The switch means DGIG will use HP’s energy-efficient ProLiant DL785 and ProLiant BL280 G6 servers, both of which can help with balanced scaling and processing time speeds. The company will also use HP Integrity servers to run the HP-UX operating environment.

In addition to improving the insurance company’s IT recruiting efforts, Lemieux anticipates the switch will make it a lot easier to link different systems together and create new services for its external commercial line and internal business intelligence efforts.

Lemieux added that the project is also expected to lead to a significant drop in operating costs.

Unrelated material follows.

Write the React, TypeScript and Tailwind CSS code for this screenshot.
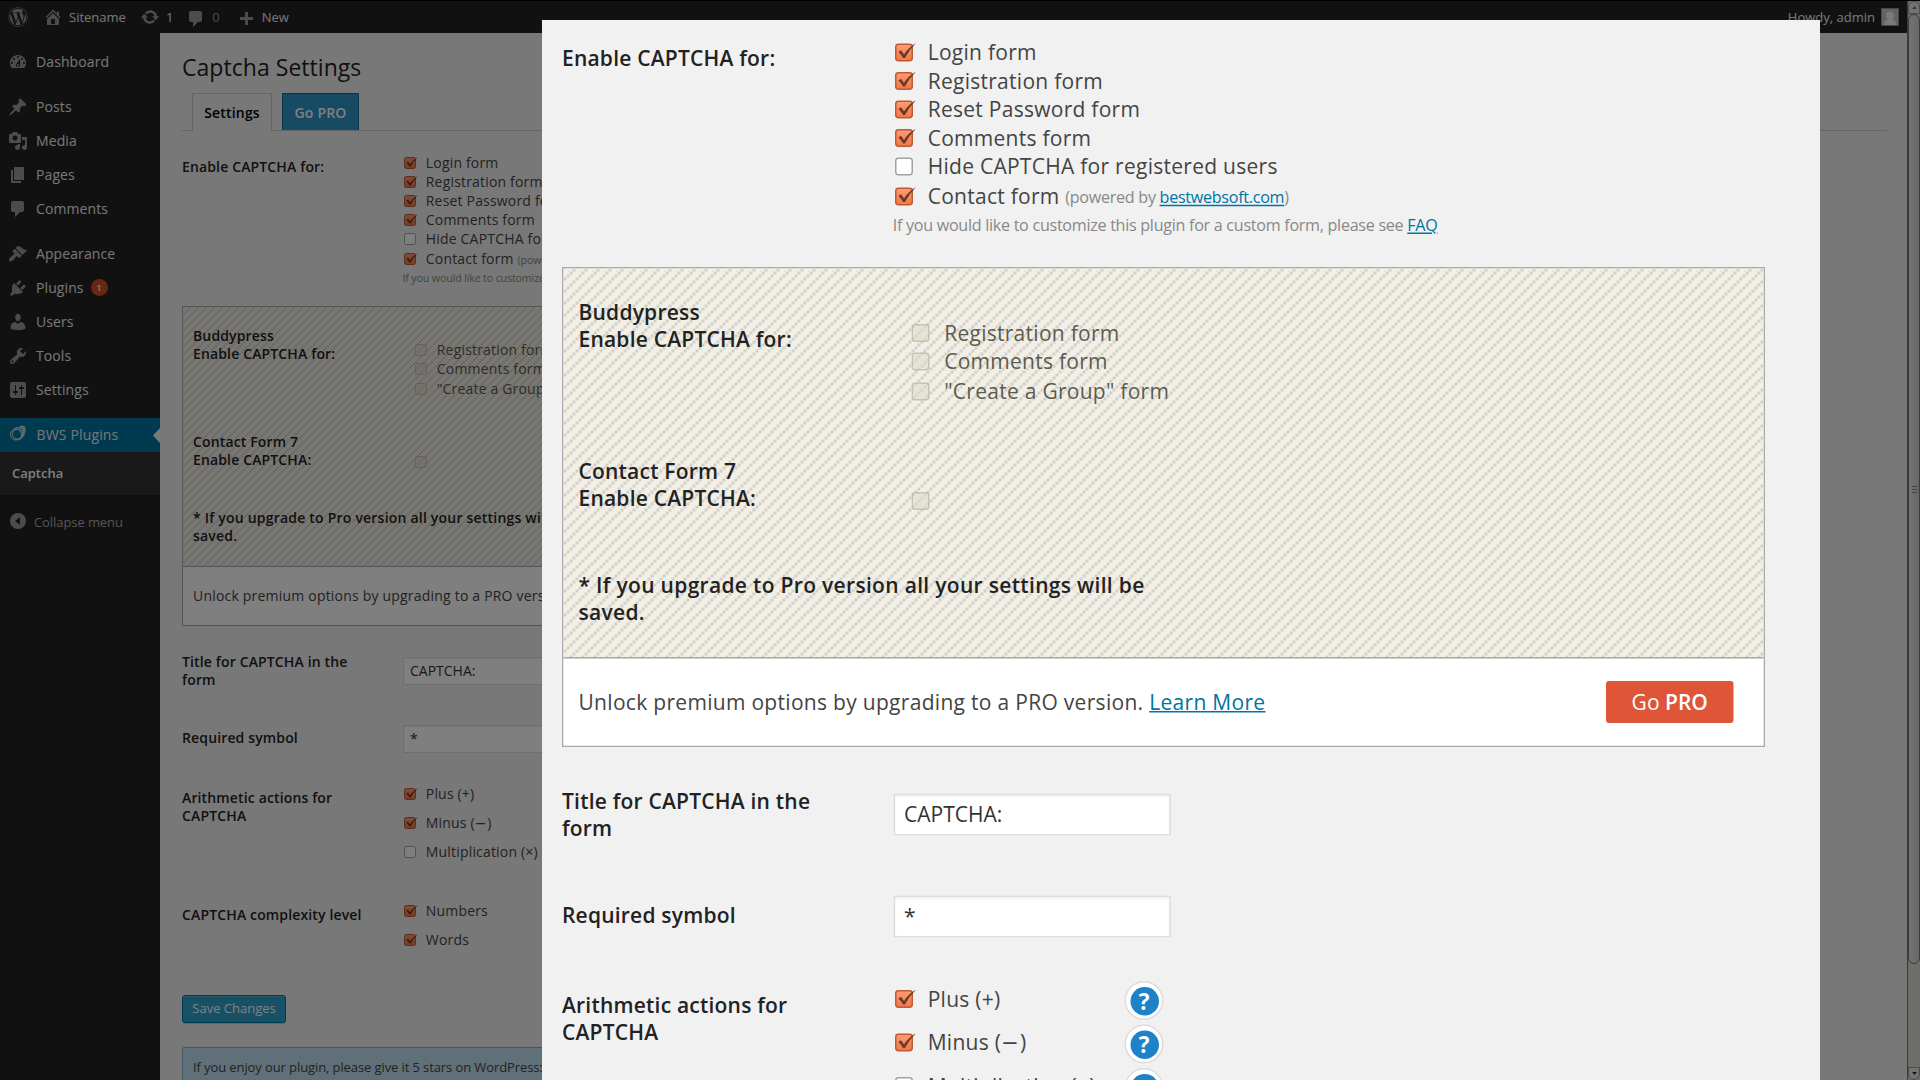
import React, { useId } from "react";
import { FaWordpress } from "react-icons/fa";

function Icon({ d, className }: { d: string; className: string }) {
  return (
    <svg viewBox="0 0 20 20" fill="currentColor" className={className}>
      <path d={d} />
    </svg>
  );
}

const icons = {
  home: "M16 8.5l1.53 1.53-1.06 1.06L10 4.6l-6.47 6.49-1.06-1.06L10 2.5l4 4v-2h2v4zm-6-2.46l6 5.99V18H4v-5.97zM12 17v-5H8v5h4z",
  update:
    "M10.2 3.28c3.53 0 6.43 2.61 6.92 6h2.08l-3.5 4-3.5-4h2.32c-.45-1.97-2.21-3.45-4.32-3.45-1.45 0-2.73.71-3.54 1.78L4.95 5.66C6.23 4.2 8.11 3.28 10.2 3.28zm-.4 13.44c-3.52 0-6.43-2.61-6.92-6H.8l3.5-4c1.17 1.33 2.33 2.67 3.5 4H5.48c.45 1.97 2.21 3.45 4.32 3.45 1.45 0 2.73-.71 3.54-1.78l1.71 1.95c-1.28 1.46-3.15 2.38-5.25 2.38z",
  comments: "M5 2h9c1.1 0 2 .9 2 2v7c0 1.1-.9 2-2 2h-2l-5 5v-5H5c-1.1 0-2-.9-2-2V4c0-1.1.9-2 2-2z",
  plus: "M17 7v3h-5v5H9v-5H4V7h5V2h3v5h5z",
  dashboard:
    "M3.76 16h12.48c1.1-1.37 1.76-3.11 1.76-5 0-4.42-3.58-8-8-8s-8 3.58-8 8c0 1.89.66 3.63 1.76 5zM10 4c.55 0 1 .45 1 1s-.45 1-1 1-1-.45-1-1 .45-1 1-1zM6 6c.55 0 1 .45 1 1s-.45 1-1 1-1-.45-1-1 .45-1 1-1zm8 0c.55 0 1 .45 1 1s-.45 1-1 1-1-.45-1-1 .45-1 1-1zm-5.37 5.55L12 7v6c0 1.1-.9 2-2 2s-2-.9-2-2c0-.57.24-1.08.63-1.45zM4 10c.55 0 1 .45 1 1s-.45 1-1 1-1-.45-1-1 .45-1 1-1zm12 0c.55 0 1 .45 1 1s-.45 1-1 1-1-.45-1-1 .45-1 1-1zm-5 3c0-.55-.45-1-1-1s-1 .45-1 1 .45 1 1 1 1-.45 1-1z",
  post: "M10.44 3.02l1.82-1.82 6.36 6.35-1.83 1.82c-1.05-.68-2.48-.57-3.41.36l-.75.75c-.92.93-1.04 2.35-.35 3.41l-1.83 1.82-2.41-2.41-2.8 2.79c-.42.42-3.38 2.71-3.8 2.29s1.86-3.39 2.28-3.81l2.79-2.79L4.1 9.36l1.83-1.82c1.05.69 2.48.57 3.4-.36l.75-.75c.93-.92 1.05-2.35.36-3.41z",
  media:
    "M13 11V4c0-.55-.45-1-1-1h-1.67L9 1H5L3.67 3H2c-.55 0-1 .45-1 1v7c0 .55.45 1 1 1h10c.55 0 1-.45 1-1zM7 4.5c1.38 0 2.5 1.12 2.5 2.5S8.38 9.5 7 9.5 4.5 8.38 4.5 7 5.62 4.5 7 4.5zM14 6h5v10.5c0 1.38-1.12 2.5-2.5 2.5S14 17.88 14 16.5s1.12-2.5 2.5-2.5c.17 0 .34.02.5.05V9h-3V6zm-4 8.05V13h2v3.5c0 1.38-1.12 2.5-2.5 2.5S7 17.88 7 16.5 8.12 14 9.5 14c.17 0 .34.02.5.05z",
  page: "M6 15V2h10v13H6zm-1 1h8v2H3V5h2v11z",
  appearance:
    "M14.48 11.06L7.41 3.99l1.5-1.5c.5-.56 2.3-.47 3.51.32 1.21.8 1.43 1.28 2.91 2.1 1.18.64 2.45 1.26 4.45.85zm-.71.71L6.7 4.7 4.93 6.47c-.39.39-.39 1.02 0 1.41l1.06 1.06c.39.39.39 1.03 0 1.42-.6.6-1.43 1.11-2.21 1.69-.35.26-.7.53-1.01.84C1.43 14.23.4 16.08 1.4 17.07c.99 1 2.84-.03 4.18-1.36.31-.31.58-.66.85-1.02.57-.78 1.08-1.61 1.69-2.21.39-.39 1.02-.39 1.41 0l1.06 1.06c.39.39 1.02.39 1.41 0z",
  plugins:
    "M13.11 4.36L9.87 7.6 8 5.73l3.24-3.24c.35-.34 1.05-.2 1.56.32.52.51.66 1.21.31 1.55zm-8 1.77l.91-1.12 9.01 9.01-1.19.84c-.71.71-2.63 1.16-3.82 1.16H6.14L4.9 17.26c-.59.59-1.54.59-2.12 0-.59-.58-.59-1.53 0-2.12l1.24-1.24v-3.88c0-1.13.4-3.19 1.09-3.89zm7.26 3.97l3.24-3.24c.34-.35 1.04-.21 1.55.31.52.51.66 1.21.31 1.55l-3.24 3.25z",
  users:
    "M10 9.25c-2.27 0-2.73-3.44-2.73-3.44C7 4.02 7.82 2 9.97 2c2.16 0 2.98 2.02 2.71 3.81 0 0-.41 3.44-2.68 3.44zm0 2.57L12.72 10c2.39 0 4.52 2.33 4.52 4.53v2.49s-3.65 1.13-7.24 1.13c-3.65 0-7.24-1.13-7.24-1.13v-2.49c0-2.25 1.94-4.48 4.47-4.48z",
  tools:
    "M16.68 9.77c-1.34 1.34-3.3 1.67-4.95.99l-5.41 6.52c-.99.99-2.59.99-3.58 0s-.99-2.59 0-3.57l6.52-5.42c-.68-1.65-.35-3.61.99-4.95 1.28-1.28 3.12-1.62 4.72-1.06l-2.89 2.89 2.82 2.82 2.86-2.87c.53 1.58.18 3.39-1.08 4.65zM3.81 16.21c.4.39 1.04.39 1.43 0 .4-.4.4-1.04 0-1.43-.39-.4-1.03-.4-1.43 0-.39.39-.39 1.03 0 1.43z",
  settings:
    "M18 16V4c0-1.1-.9-2-2-2H4c-1.1 0-2 .9-2 2v12c0 1.1.9 2 2 2h12c1.1 0 2-.9 2-2zM8 11h1c.55 0 1 .45 1 1s-.45 1-1 1H8v1.5c0 .28-.22.5-.5.5s-.5-.22-.5-.5V13H6c-.55 0-1-.45-1-1s.45-1 1-1h1V5.5c0-.28.22-.5.5-.5s.5.22.5.5V11zm5-2h-1c-.55 0-1-.45-1-1s.45-1 1-1h1V5.5c0-.28.22-.5.5-.5s.5.22.5.5V7h1c.55 0 1 .45 1 1s-.45 1-1 1h-1v5.5c0 .28-.22.5-.5.5s-.5-.22-.5-.5V9z",
};

function AdminBar() {
  return (
    <header className="flex h-8 items-center bg-[#222] pl-2 pr-2 text-[13px] text-[#eee]">
      <FaWordpress className="h-5 w-5 text-[#999]" />
      <Icon d={icons.home} className="ml-[15px] h-5 w-5 text-[#999]" />
      <span className="ml-[6px] mt-px">Sitename</span>
      <Icon d={icons.update} className="ml-[14px] h-5 w-5 text-[#999]" />
      <span className="ml-[6px] mt-px">1</span>
      <Icon d={icons.comments} className="ml-[13px] mt-[3px] h-5 w-5 text-[#999]" />
      <span className="ml-[6px] mt-px text-[#999]">0</span>
      <Icon d={icons.plus} className="ml-[16px] mt-[5px] h-5 w-5 text-[#999]" />
      <span className="ml-[6px] mt-px">New</span>
      <span className="ml-auto mt-px">Howdy, admin</span>
      <svg viewBox="0 0 18 18" className="ml-[6px] h-[18px] w-[18px]">
        <rect x="0.5" y="0.5" width="17" height="17" fill="#c8c8c8" stroke="#8c8c8c" />
        <circle cx="9" cy="7.5" r="4" fill="#f4f4f4" />
        <path d="M3 17c0-4 2.500-6 6-6s6 2 6 6z" fill="#f4f4f4" />
      </svg>
    </header>
  );
}

function MenuItem({ icon, label, badge }: { icon: string; label: string; badge?: string }) {
  return (
    <li className="flex h-[34px] items-center pb-[2px] pl-2 text-[14px] tracking-[0.1px] text-[#eee]">
      <Icon d={icon} className="mt-[2px] h-5 w-5 text-[#999]" />
      <span className="ml-2">{label}</span>
      {badge && (
        <span className="ml-[7px] mt-px flex h-[17px] w-[17px] items-center justify-center rounded-full bg-[#d54e21] text-[9px] font-semibold text-white">
          {badge}
        </span>
      )}
    </li>
  );
}

function Sidebar() {
  return (
    <nav className="w-40 shrink-0 bg-[#222] pt-3">
      <ul>
        <MenuItem icon={icons.dashboard} label="Dashboard" />
      </ul>
      <ul className="mt-[11px]">
        <MenuItem icon={icons.post} label="Posts" />
        <MenuItem icon={icons.media} label="Media" />
        <MenuItem icon={icons.page} label="Pages" />
        <MenuItem icon={icons.comments} label="Comments" />
      </ul>
      <ul className="mt-[11px]">
        <MenuItem icon={icons.appearance} label="Appearance" />
        <MenuItem icon={icons.plugins} label="Plugins" badge="1" />
        <MenuItem icon={icons.users} label="Users" />
        <MenuItem icon={icons.tools} label="Tools" />
        <MenuItem icon={icons.settings} label="Settings" />
      </ul>
      <div className="mt-[11px] flex h-[34px] items-center bg-[#0074a2] pl-[10px] text-[14px] tracking-[0.15px] text-[#eee]">
        <svg viewBox="0 0 16 17" fill="none" stroke="#dce8ee" className="mb-1 h-[17px] w-4">
          <circle cx="6" cy="9.500" r="5.500" strokeWidth="1" />
          <circle cx="7.500" cy="9" r="5" strokeWidth=".9" />
          <path d="M9.500 1.300C11.500.6 14 .8 15 2c1.300 4.500-.5 9.500-5.500 13 2.500-3 3.800-6.300 3-9C12 4 11 2.500 9.500 1.300z" fill="#dce8ee" fillOpacity=".8" strokeWidth=".5" />
          <path d="M3.500 4.500C5.500 2.300 8.500 2 11 3.500" strokeWidth="1" />
        </svg>
        <span className="-mt-[2px] ml-[10.500px]">BWS Plugins</span>
        <svg viewBox="0 0 7 15" className="ml-auto h-[15px] w-[7px]">
          <path d="M7 0v15L0 7.500z" fill="#f1f1f1" />
        </svg>
      </div>
      <div className="flex h-[43px] items-center bg-[#333] pl-3 text-[13px] font-semibold text-white">Captcha</div>
      <div className="mt-[11px] flex h-[34px] items-center pl-[10px] text-[13px] tracking-[-0.08px] text-[#aaa]">
        <svg viewBox="0 0 16 16" className="mb-[4px] h-4 w-4">
          <circle cx="8" cy="8" r="8" fill="#999" />
          <path d="M10 4v8L5 8z" fill="#222" />
        </svg>
        <span className="ml-[8px]">Collapse menu</span>
      </div>
    </nav>
  );
}

function Box({ checked = false, disabled = false }: { checked?: boolean; disabled?: boolean }) {
  const id = useId();
  return (
    <svg viewBox="0 0 15 14" className="h-[14px] w-[15px] shrink-0">
      <defs>
        <linearGradient id={id} x1="0" y1="0" x2="0" y2="1">
          <stop offset="0" stopColor="#ff9c72" />
          <stop offset="1" stopColor="#f07746" />
        </linearGradient>
      </defs>
      {disabled ? (
        <rect x="0.5" y="1.500" width="11" height="11" rx="1.800" fill="#dedac8" fillOpacity=".5" stroke="#bdbaae" strokeOpacity=".8" />
      ) : (
        <rect
          x="0.5"
          y="1.500"
          width="11"
          height="11"
          rx="1.800"
          fill={checked ? `url(#${id})` : "#fff"}
          stroke={checked ? "#bf5b33" : "#a5a29e"}
        />
      )}
      {checked && <path d="M2.300 6.600l1.700-1.100 2 2.800Q9 3.600 13.900.9 9.500 5.400 6.600 10.600H5.400Q4.300 8.600 2.300 6.600z" fill="#6b3a2a" />}
    </svg>
  );
}

function Check({ label, checked, disabled, className }: { label: React.ReactNode; checked?: boolean; disabled?: boolean; className: string }) {
  return (
    <label className={`flex items-center gap-[7px] whitespace-nowrap pl-[0.800px] tracking-[0.18px] ${className}`}>
      <Box checked={checked} disabled={disabled} />
      <span>{label}</span>
    </label>
  );
}

function Hatch() {
  const id = useId();
  return (
    <svg className="absolute inset-0 h-full w-full">
      <defs>
        <pattern id={id} width="8" height="8" patternUnits="userSpaceOnUse">
          <path d="M0 6h2v2H0zM2 4h2v2H2zM4 2h2v2H4zM6 0h2v2H6z" fill="#d0d0d2" />
        </pattern>
      </defs>
      <rect width="100%" height="100%" fill={`url(#${id})`} />
    </svg>
  );
}

function Help() {
  return (
    <span className="flex h-[26px] w-[26px] items-center justify-center rounded-full border border-[#dcdcdc] bg-white">
      <span className="flex h-[19px] w-[19px] items-center justify-center rounded-full bg-[#1e82c8] text-[15px] font-bold leading-none text-white">?</span>
    </span>
  );
}

function Field({ value }: { value: string }) {
  return (
    <div className="flex h-[28px] w-[185px] items-center border border-[#ddd] bg-white pb-[1.500px] pl-[6px] text-[#333] shadow-[inset_0_1px_2px_rgba(0,0,0,0.07)]">
      {value}
    </div>
  );
}

const heading = "font-semibold leading-[18px] tracking-[0.14px] text-[#222]";
const link = "text-[#0074a2] underline";
const hint = "text-[10.750px] tracking-[-0.190px] text-[#888]";

function SettingsForm() {
  return (
    <form className="w-[802px] text-[14px] text-[#444]">
      <section className="flex h-[162px]">
        <h3 className={`w-[221px] pt-[14px] ${heading}`}>Enable CAPTCHA for:</h3>
        <div className="pt-[9px]">
          <Check className="h-[19px]" checked label="Login form" />
          <Check className="h-[19px]" checked label="Registration form" />
          <Check className="h-[19px]" checked label="Reset Password form" />
          <Check className="h-[19px]" checked label="Comments form" />
          <Check className="h-[19px]" label="Hide CAPTCHA for registered users" />
          <Check
            className="h-[21px]"
            checked
            label={
              <>
                Contact form{" "}
                <span className={`inline-block -translate-y-[0.500px] ${hint}`}>
                  (powered by <a className={link}>bestwebsoft.com</a>)
                </span>
              </>
            }
          />
          <p className={`-ml-[0.500px] flex h-[18px] items-center whitespace-pre ${hint}`}>
            If you would like to customize this plugin for a custom form, please see <a className={link}>FAQ</a>
          </p>
        </div>
      </section>

      <section className="h-[320px] border border-[#aaa]">
        <div className="relative h-[260px] border-b border-[#aaa] bg-[#f3efe3]">
          <Hatch />
          <div className="relative pl-[10px] pt-5">
            <div className="flex h-[106px]">
              <h3 className={`w-[221px] ${heading}`}>
                Buddypress
                <br />
                Enable CAPTCHA for:
              </h3>
              <div className="pt-[13px] text-[#5c5b50] [&_svg]:mt-[1.600px]">
                <Check className="h-[19px]" disabled label="Registration form" />
                <Check className="h-[19px]" disabled label="Comments form" />
                <Check className="h-[20px]" disabled label={'"Create a Group" form'} />
              </div>
            </div>
            <div className="flex h-[76px]">
              <h3 className={`w-[221px] ${heading}`}>
                Contact Form 7
                <br />
                Enable CAPTCHA:
              </h3>
              <div className="pl-[0.800px] pt-[22px]">
                <Box disabled />
              </div>
            </div>
            <p className="w-[400px] font-semibold leading-[18px] tracking-[0.21px] text-[#222]">* If you upgrade to Pro version all your settings will be saved.</p>
          </div>
        </div>
        <div className="flex h-[58px] items-center justify-between bg-white pl-[10px] pr-[20px]">
          <span className="-mt-[1.500px] tracking-[0.2px]">
            Unlock premium options by upgrading to a PRO version. <a className={link}>Learn More</a>
          </span>
          <span className="flex h-7 w-[85px] items-center justify-center whitespace-pre rounded-[2px] bg-[#de5537] pb-px text-white">
            Go <b className="font-semibold">PRO</b>
          </span>
        </div>
      </section>

      <section className="flex h-[68px] pt-[27px]">
        <h3 className={`w-[221px] pr-[40px] ${heading}`}>Title for CAPTCHA in the form</h3>
        <div className="pt-[4px]">
          <Field value="CAPTCHA:" />
        </div>
      </section>
      <section className="flex h-[90px] pt-[31px]">
        <h3 className={`w-[221px] pt-[4px] ${heading}`}>Required symbol</h3>
        <Field value="*" />
      </section>
      <section className="flex h-[90px]">
        <h3 className={`w-[221px] pr-[40px] pt-[5px] ${heading}`}>Arithmetic actions for CAPTCHA</h3>
        <div className="-mt-[5px] w-[154px]">
          <Check className="h-[29px]" checked label="Plus (+)" />
          <Check
            className="h-[29px]"
            checked
            label={
              <>
                Minus (<span className="font-['DejaVu_Sans'] leading-none tracking-[0.8px]">−</span>)
              </>
            }
          />
          <Check className="h-[29px]" label="Multiplication (×)" />
        </div>
        <div className="-mt-[2px] flex flex-col gap-[3px]">
          <Help />
          <Help />
          <Help />
        </div>
      </section>
      <section className="flex h-[118px] pt-[22px]">
        <h3 className={`w-[221px] pt-[10px] ${heading}`}>CAPTCHA complexity level</h3>
        <div>
          <Check className="h-[29px]" checked label="Numbers" />
          <Check className="h-[29px]" checked label="Words" />
        </div>
      </section>
      <button
        type="button"
        className="mt-[3px] flex h-[28px] w-[104px] items-center justify-center rounded-[3px] border border-[#0074a2] bg-[#2ea2cc] text-[13px] text-white shadow-[inset_0_1px_0_rgba(120,200,230,0.5),0_1px_0_rgba(0,0,0,0.15)]"
      >
        Save Changes
      </button>
    </form>
  );
}

function Scrollbar() {
  return (
    <div className="flex w-[13px] shrink-0 flex-col items-center border-l border-[#777] bg-[#dcdad5]">
      <div className="flex h-[13px] w-full items-center justify-center rounded-t-full border border-[#999] bg-[#e6e6e6]">
        <svg viewBox="0 0 6 4" className="h-[3px] w-[5px]">
          <path d="M3 0l3 4H0z" fill="#666" />
        </svg>
      </div>
      <div className="flex h-[950px] w-full flex-col items-center justify-center gap-[2px] rounded-full border border-[#777] bg-linear-to-r from-[#e8e8e8] to-[#cfcdc9]">
        <i className="h-px w-[5px] bg-[#888]" />
        <i className="h-px w-[5px] bg-[#888]" />
        <i className="h-px w-[5px] bg-[#888]" />
      </div>
      <div className="mt-auto flex h-[13px] w-full items-center justify-center rounded-b-full border border-[#999] bg-[#e6e6e6]">
        <svg viewBox="0 0 6 4" className="h-[3px] w-[5px]">
          <path d="M3 4l3-4H0z" fill="#222" />
        </svg>
      </div>
    </div>
  );
}

export default function App() {
  return (
    <div className="relative flex h-[1080px] w-[1920px] overflow-hidden bg-black pt-px font-['Open_Sans','Noto_Sans',sans-serif]">
      <div className="flex h-[1079px] min-w-0 flex-1 flex-col">
        <AdminBar />
        <div className="flex min-h-0 flex-1">
          <Sidebar />
          <main className="min-w-0 flex-1 overflow-hidden bg-[#f1f1f1] pl-[22px] pr-5">
            <h1 className="h-[60px] pt-[18px] text-[23px] leading-[32px] tracking-[0.04px] text-[#222]">Captcha Settings</h1>
            <div className="flex h-[38px] items-end border-b border-[#ccc] pl-[10px] text-[14px] font-semibold tracking-[0.18px]">
              <div className="-mb-px flex h-[38px] w-[80px] items-center justify-center border border-b-0 border-[#ccc] bg-[#f1f1f1] text-black">Settings</div>
              <div className="ml-[10px] flex h-[37px] w-[77px] items-center justify-center border border-b-0 border-[#14668f] bg-[#2d97c6] text-white">Go PRO</div>
            </div>
            <div className="pt-[13px]">
              <SettingsForm />
              <div className="mt-[24px] h-20 w-[802px] rounded-[2px] border border-[#7ab4d4] bg-[#c0e0f0] pl-[10px] pt-[9px] text-[13px] leading-[20px] tracking-[-0.1px] text-[#444]">
                If you enjoy our plugin, please give it 5 stars on WordPress: <a className={link}>Rate the plugin</a>
              </div>
            </div>
          </main>
        </div>
      </div>
      <Scrollbar />

      <div className="absolute inset-0 bg-black/50" />
      <div role="dialog" className="absolute left-[542px] top-5 h-[1060px] w-[1278px] overflow-hidden bg-[#f1f1f1] pl-5 pt-1">
        <div className="w-[802px] origin-top-left scale-150">
          <SettingsForm />
        </div>
      </div>
    </div>
  );
}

Dave Frederickson, vice-president of enterprise servers, storage and networking at HP Canada, said the majority of customers in large Canadian companies are increasingly finding that siloed, antiquated mainframe systems need to go in order to take advantage of new database tool sets.

“You’ll notice that cost savings wasn’t the main reason for (Desjardins),” he added, emphasizing the fact that the flexibility to launch new apps faster and attract the next generation IT worker.

For other organizations looking to pursue a mainframe migration, Lemieux said bigger releases work better.

At the beginning of the migration, which ended up lasting about four years, the organization was porting over every new release from its mainframe platform to the new server platform. Lemieux said making such incremental changes only slowed the project down, which prompted the insurer to move to a “three times a year” refresh until the organization was ready for the final switch.

DGIG also decided to limit its risk at launch by going live with the new server platform in Ontario initially, and later in Quebec. Lemieux said 65 per cent of its business is in Quebec as opposed to 35 per cent in Ontario.